Dheepan

Jacques Audiard directs the story of a Sri Lankan Tamil warrior turned refugee in France.

DheepanPosterIn “Dheepan,” a Sri Lankan Tamil warrior gets smuggled into France as a refugee, but not before being paired with a family who will allow him to escape. A 25-year-old woman searches the Sri Lankan slums and plucks an orphan 9-year-old girl from the crowd to pose as her daughter. In an instant, the three are in this together.

“Dheepan” doesn’t concern itself with politics, but it will change how people look at the refugee crisis around the world because of how the film deals with acclimating to and accepting new conditions.

Jacques Audiard’s (“A Prophet,” “Rust and Bone”) film, the winner of the Palme D’Or at Cannes 2015, isn’t limited to the story of its title character Dheepan (Jesuthasan Antonythasan). His “wife” Yalini (Kalieaswari Srinivasan) and his “daughter” Illayaal (Claudine Vinasithamby) are equally at risk of trying to survive away from home. Dheepan gets a job in France as a caretaker for some low rent apartments, and Yalini takes up housekeeping for an elderly man, all while trying to navigate the gang activity and violence going on around them.

Thankfully for them, life in even this poorer region of France proves to be a major improvement from the war torn Sri Lanka. Illayaal gets her own room and a chance to go to school. Yalini asks their landlord if it’s okay to drink the tap water, and he reacts as though it were a bizarre question. Dheepan quickly earns respect and good money as a capable handyman, a step up from incinerating corpses. And all the people of their community are generally polite.

More troubling is how the three manage to keep up the appearance of a family without any love in their life. Yalini hints that she wants to call her cousin and move to London, even at the expense of leaving Illayaal behind. As for Dheepan, he can’t seem to shake the war he left behind, watching clips of the footage from back home, and the film comes to a sensational end when he manages to recreate those same horrors in France.
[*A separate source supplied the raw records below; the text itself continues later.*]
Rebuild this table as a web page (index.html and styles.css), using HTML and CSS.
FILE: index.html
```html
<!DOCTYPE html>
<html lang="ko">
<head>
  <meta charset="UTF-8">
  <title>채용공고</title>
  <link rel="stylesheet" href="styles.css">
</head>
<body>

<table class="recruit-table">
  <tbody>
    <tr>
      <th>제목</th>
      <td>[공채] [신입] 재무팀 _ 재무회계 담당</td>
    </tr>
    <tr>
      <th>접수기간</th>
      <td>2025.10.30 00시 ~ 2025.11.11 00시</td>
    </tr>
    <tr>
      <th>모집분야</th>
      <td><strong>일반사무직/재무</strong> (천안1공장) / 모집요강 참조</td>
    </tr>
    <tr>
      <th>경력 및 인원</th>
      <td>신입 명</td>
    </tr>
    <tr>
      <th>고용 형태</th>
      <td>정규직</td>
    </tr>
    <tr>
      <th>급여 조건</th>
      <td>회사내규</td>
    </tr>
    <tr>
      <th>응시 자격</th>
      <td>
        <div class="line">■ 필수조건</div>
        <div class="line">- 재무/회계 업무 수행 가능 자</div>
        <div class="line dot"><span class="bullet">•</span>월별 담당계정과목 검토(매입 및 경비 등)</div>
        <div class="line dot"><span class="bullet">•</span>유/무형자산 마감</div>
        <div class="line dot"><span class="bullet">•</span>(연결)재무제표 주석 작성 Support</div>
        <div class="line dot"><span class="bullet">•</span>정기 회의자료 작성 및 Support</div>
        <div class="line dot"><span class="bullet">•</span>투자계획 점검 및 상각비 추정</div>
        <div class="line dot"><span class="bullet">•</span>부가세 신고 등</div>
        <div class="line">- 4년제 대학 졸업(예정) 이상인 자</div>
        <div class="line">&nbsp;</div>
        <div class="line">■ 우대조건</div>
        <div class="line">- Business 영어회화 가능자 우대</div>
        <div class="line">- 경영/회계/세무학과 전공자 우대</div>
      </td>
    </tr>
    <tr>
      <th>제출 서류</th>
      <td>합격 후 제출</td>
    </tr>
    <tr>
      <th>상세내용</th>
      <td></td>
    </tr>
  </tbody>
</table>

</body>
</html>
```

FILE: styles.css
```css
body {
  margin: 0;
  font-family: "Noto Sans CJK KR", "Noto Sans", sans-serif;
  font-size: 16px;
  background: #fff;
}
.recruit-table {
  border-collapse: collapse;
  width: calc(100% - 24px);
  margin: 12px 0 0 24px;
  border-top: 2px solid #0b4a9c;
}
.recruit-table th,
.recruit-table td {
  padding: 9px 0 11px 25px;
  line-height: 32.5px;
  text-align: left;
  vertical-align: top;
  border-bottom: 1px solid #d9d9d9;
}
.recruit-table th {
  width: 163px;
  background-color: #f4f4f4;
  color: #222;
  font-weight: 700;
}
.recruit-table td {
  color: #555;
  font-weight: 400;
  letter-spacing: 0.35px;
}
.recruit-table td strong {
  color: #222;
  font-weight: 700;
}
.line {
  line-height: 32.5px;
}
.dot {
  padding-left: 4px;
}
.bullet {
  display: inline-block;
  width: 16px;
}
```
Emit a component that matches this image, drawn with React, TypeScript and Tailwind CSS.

Audiard’s strength lies in extracting some tantalizing, surprising imagery from this grim, realistic story. To start the film, Dheepan emerges from a black abyss wearing blinking red and blue mouse ears, a surreal beacon for a man adrift. A few moments linger on an elephant’s face creeping out from within the deep forest, and that sense of lurking danger carries throughout the wide angle crane shots looking over the slums.

But above all, “Dheepan” succeeds because it’s a complex story of how people acclimate to practical surroundings and emotional ones. This family’s grief and culture clash struggles aren’t near as interesting as whether they’ll manage to stick together, and “Dheepan” has drama in both realms in spades.